27 Over de wijngaarden ging Sjimi uit Rama; over de voorraden in de wijngaarden en de wijnkelders ging Zabdi, de Sjifmiet.
And over the vineyards was Shimei the Ramathite; and over what was in the vineyards of stores of wine was Zabdi the Shiphmite:
28 Over de olijf- en moerbeiplantingen in de Sjefela ging Báal-Chanan uit Gader, over de voorraden Joasj.
and over the olive-trees and the sycamore-trees that were in the lowland was Baal-hanan the Gederite; and over the cellars of oil was Joash.

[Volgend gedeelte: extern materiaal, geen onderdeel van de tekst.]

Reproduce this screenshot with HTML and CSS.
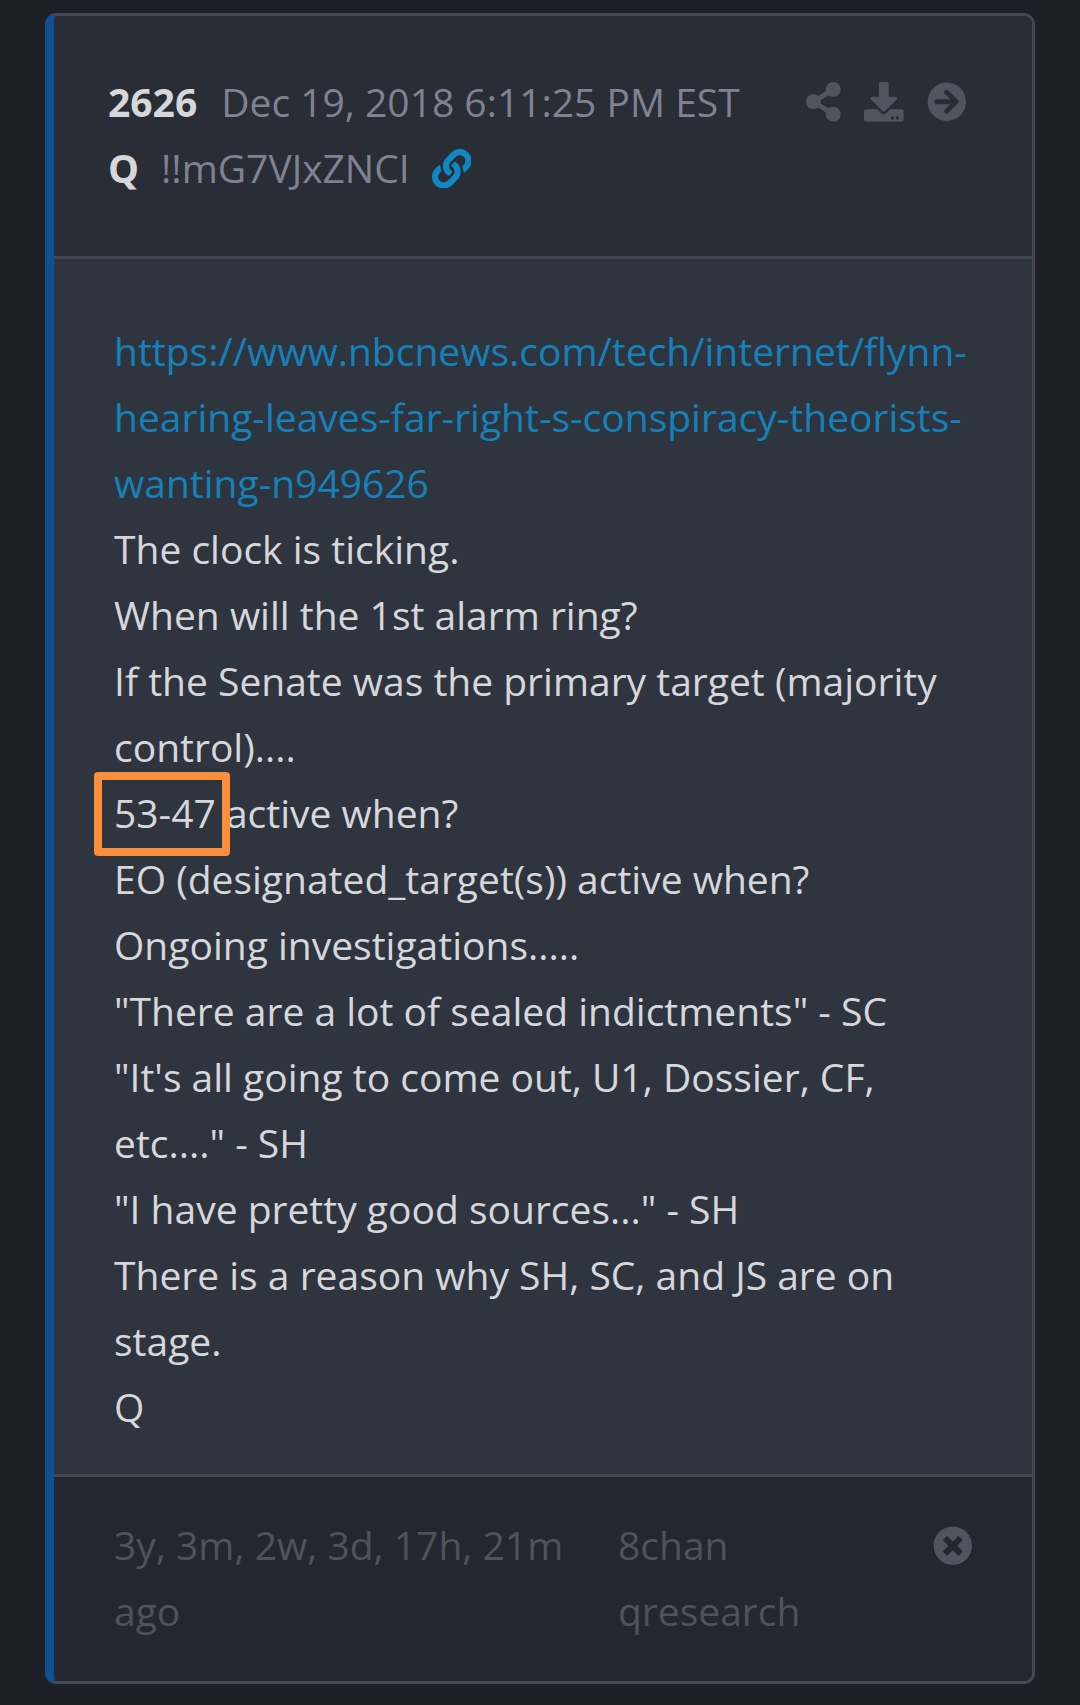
FILE: index.html
```html
<!DOCTYPE html>
<html lang="en">
<head>
<meta charset="utf-8">
<title>Post 2626</title>
<link rel="stylesheet" href="styles.css">
</head>
<body>
<article class="card">
  <header class="card-header">
    <div class="meta">
      <div class="meta-line"><strong class="strong">2626</strong><span class="date">Dec 19, 2018 6:11:25 PM EST</span></div>
      <div class="meta-line"><strong class="strong">Q</strong><span class="trip">!!mG7VJxZNCI</span><svg class="icon icon-link" viewBox="0 0 512 512"><path d="M326.612 185.391c59.747 59.809 58.927 155.698.36 214.59-.11.12-.24.25-.36.37l-67.2 67.2c-59.27 59.27-155.699 59.262-214.96 0-59.27-59.26-59.27-155.7 0-214.96l37.106-37.106c9.84-9.84 26.786-3.3 27.294 10.606.648 17.722 3.826 35.527 9.69 52.721 1.986 5.822.567 12.262-3.783 16.612l-13.087 13.087c-28.026 28.026-28.905 73.66-1.155 101.96 28.024 28.579 74.086 28.749 102.325.51l67.2-67.19c28.191-28.191 28.073-73.757 0-101.83-3.701-3.694-7.429-6.564-10.341-8.569a16.037 16.037 0 0 1-6.947-12.606c-.396-10.567 3.348-21.456 11.698-29.806l21.054-21.055c5.521-5.521 14.182-6.199 20.584-1.731a152.482 152.482 0 0 1 20.522 17.197zM467.547 44.449c-59.261-59.262-155.69-59.27-214.96 0l-67.2 67.2c-.12.12-.25.25-.36.37-58.566 58.892-59.387 154.781.36 214.59a152.454 152.454 0 0 0 20.521 17.196c6.402 4.468 15.064 3.789 20.584-1.731l21.054-21.055c8.35-8.35 12.094-19.239 11.698-29.806a16.037 16.037 0 0 0-6.947-12.606c-2.912-2.005-6.64-4.875-10.341-8.569-28.073-28.073-28.191-73.639 0-101.83l67.2-67.19c28.239-28.239 74.3-28.069 102.325.51 27.75 28.3 26.872 73.934-1.155 101.96l-13.087 13.087c-4.35 4.35-5.769 10.79-3.783 16.612 5.864 17.194 9.042 34.999 9.69 52.721.509 13.906 17.454 20.446 27.294 10.606l37.106-37.106c59.271-59.259 59.271-155.699.001-214.959z"/></svg></div>
    </div>
    <div class="actions">
      <svg class="icon icon-share" viewBox="0 0 448 512"><path d="M352 320c-22.608 0-43.387 7.819-59.79 20.895l-102.486-64.054a96.551 96.551 0 0 0 0-41.683l102.486-64.054C308.613 184.181 329.392 192 352 192c53.019 0 96-42.981 96-96S405.019 0 352 0s-96 42.981-96 96c0 7.158.79 14.13 2.276 20.841L155.79 180.895C139.387 167.819 118.608 160 96 160c-53.019 0-96 42.981-96 96s42.981 96 96 96c22.608 0 43.387-7.819 59.79-20.895l102.486 64.054A96.301 96.301 0 0 0 256 416c0 53.019 42.981 96 96 96s96-42.981 96-96-42.981-96-96-96z"/></svg>
      <svg class="icon" viewBox="0 0 512 512"><path d="M216 0h80c13.3 0 24 10.7 24 24v168h87.7c17.8 0 26.7 21.5 14.1 34.1L269.7 378.3c-7.5 7.5-19.8 7.5-27.3 0L90.1 226.1c-12.6-12.6-3.7-34.1 14.1-34.1H192V24c0-13.3 10.7-24 24-24zm296 376v112c0 13.3-10.7 24-24 24H24c-13.3 0-24-10.7-24-24V376c0-13.3 10.7-24 24-24h146.7l49 49c20.1 20.1 52.5 20.1 72.6 0l49-49H488c13.3 0 24 10.7 24 24zm-124 88c0-11-9-20-20-20s-20 9-20 20 9 20 20 20 20-9 20-20zm64 0c0-11-9-20-20-20s-20 9-20 20 9 20 20 20 20-9 20-20z"/></svg>
      <svg class="icon" viewBox="0 0 512 512"><path d="M256 8c137 0 248 111 248 248S393 504 256 504 8 393 8 256 119 8 256 8zm-28.9 143.6l75.5 72.4H120c-13.3 0-24 10.7-24 24v16c0 13.3 10.7 24 24 24h182.6l-75.5 72.4c-9.7 9.3-9.9 24.8-.4 34.3l11 10.9c9.4 9.4 24.6 9.4 33.9 0L404.3 273c9.4-9.4 9.4-24.6 0-33.9L271.6 106.3c-9.4-9.4-24.6-9.4-33.9 0l-11 10.9c-9.5 9.6-9.3 25.1.4 34.4z"/></svg>
    </div>
  </header>
  <section class="card-body">
    <p><a class="url">https://www.nbcnews.com/tech/internet/flynn-hearing-leaves-far-right-s-conspiracy-theorists-wanting-n949626</a></p>
    <p>The clock is ticking.</p>
    <p>When will the 1st alarm ring?</p>
    <p>If the Senate was the primary target (majority control)....</p>
    <p><span class="marked">53-47</span> active when?</p>
    <p>EO (designated_target(s)) active when?</p>
    <p>Ongoing investigations.....</p>
    <p>"There are a lot of sealed indictments" - SC</p>
    <p>"It's all going to come out, U1, Dossier, CF, etc...." - SH</p>
    <p>"I have pretty good sources..." - SH</p>
    <p>There is a reason why SH, SC, and JS are on stage.</p>
    <p>Q</p>
  </section>
  <footer class="card-footer">
    <div class="age">3y, 3m, 2w, 3d, 17h, 21m ago</div>
    <div class="board">8chan qresearch</div>
    <svg class="icon icon-close" viewBox="0 0 512 512"><path d="M256 8C119 8 8 119 8 256s111 248 248 248 248-111 248-248S393 8 256 8zm121.6 313.1c4.7 4.7 4.7 12.3 0 17L338 377.6c-4.7 4.7-12.3 4.7-17 0L256 312l-65.1 65.6c-4.7 4.7-12.3 4.7-17 0L134.4 338c-4.7-4.7-4.7-12.3 0-17l65.6-65-65.6-65.1c-4.7-4.7-4.7-12.3 0-17l39.6-39.6c4.7-4.7 12.3-4.7 17 0l65 65.7 65.1-65.6c4.7-4.7 12.3-4.7 17 0l39.6 39.6c4.7 4.7 4.7 12.3 0 17L312 256l65.6 65.1z"/></svg>
  </footer>
</article>
</body>
</html>
```
FILE: styles.css
```css
* { box-sizing: border-box; }

body {
  margin: 0;
  padding: 13px 45px 21px;
  height: 1705px;
  background: #1d2027;
  color: #d6d7da;
  font: 39px/66px "Open Sans", sans-serif;
}

.card {
  width: 990px;
  height: 1671px;
  display: flex;
  flex-direction: column;
  border: 3px solid #444852;
  border-left: 9px solid #124f90;
  border-radius: 11px;
  background: #2f353f;
  overflow: hidden;
}

.card-header {
  display: flex;
  justify-content: space-between;
  height: 243px;
  padding: 53px 65px 0 54px;
  border-bottom: 3px solid #444852;
  background: #292d35;
}

.meta-line { display: flex; align-items: center; height: 66px; white-space: nowrap; }
.strong { font-weight: 700; color: #d6d7da; }
.date { margin-left: 24px; color: #7f8290; }
.trip { margin-left: 22px; color: #7f8290; }

.icon { display: block; width: 39.6px; height: 39.6px; fill: #50545f; }
.icon-link { margin: 1px 0 0 22px; fill: #0f87c3; }
.icon-share { width: 34.65px; }

.actions { display: flex; gap: 23.6px; padding-top: 13px; }

.card-body { height: 1215px; padding: 59px 60px 0; }
.card-body p { margin: 0; }
.url { color: #1581b9; }

.marked { position: relative; }
.marked::after {
  content: "";
  position: absolute;
  box-sizing: border-box;
  left: -20px;
  top: -14px;
  width: 136px;
  height: 84px;
  border: 8px solid #f98f3d;
  border-radius: 4px;
}

.card-footer {
  flex: 1;
  display: flex;
  padding: 35px 59px 0 60px;
  border-top: 3px solid #444852;
  background: #24272f;
  color: #4f525b;
}
.age { width: 504px; padding-right: 50px; }
.board { width: 200px; }
.icon-close { margin: 13.5px 0 0 auto; }
```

29 Het vee, dat in de Sjaronvlakte weidde, werd verzorgd door Sjitrai uit Sjaron; het vee in de dalen door Sjafat, den zoon van Adlai.
And over the herds that fed in Sharon was Shitrai the Sharonite; and over the herds in the valleys was Shaphat the son of Adlai.
30 Voor de kamelen zorgde Obil, de Jisjmaëliet; voor de ezels Jechdejáhoe uit Meronot;
And over the camels was Obil the Ishmaelite; and over the asses was Jehdiah the Meronothite.
31 voor de schapen Jaziz van de stam Hagri. Al dezen beheerden de bezittingen van koning David.
And over the flocks was Jaziz the Hagarite. All these were comptrollers of the substance which was king David's.
32 Jonatan, een oom van David en een kundig man, was raadsman en geheimschrijver; Jechiël was belast met de opvoeding der koningskinderen.
And Jonathan, David's uncle, was counsellor, a wise man, and a scribe; and Jehiel the son of Hachmoni was with the king's sons;
33 Achitófel was eveneens koninklijk raadsman, en Choesjai, van de familie Arki, de vertrouwensman van den koning.
and Ahithophel was the king's counsellor; and Hushai the Archite was the king's friend;
34 Na Achitófel waren het Jehojada, de zoon van Benajáhoe, en Ebjatar. De legeroverste des konings was Joab.
and after Ahithophel was Jehoiada the son of Benaiah, and Abiathar; and Joab was captain of the king's army.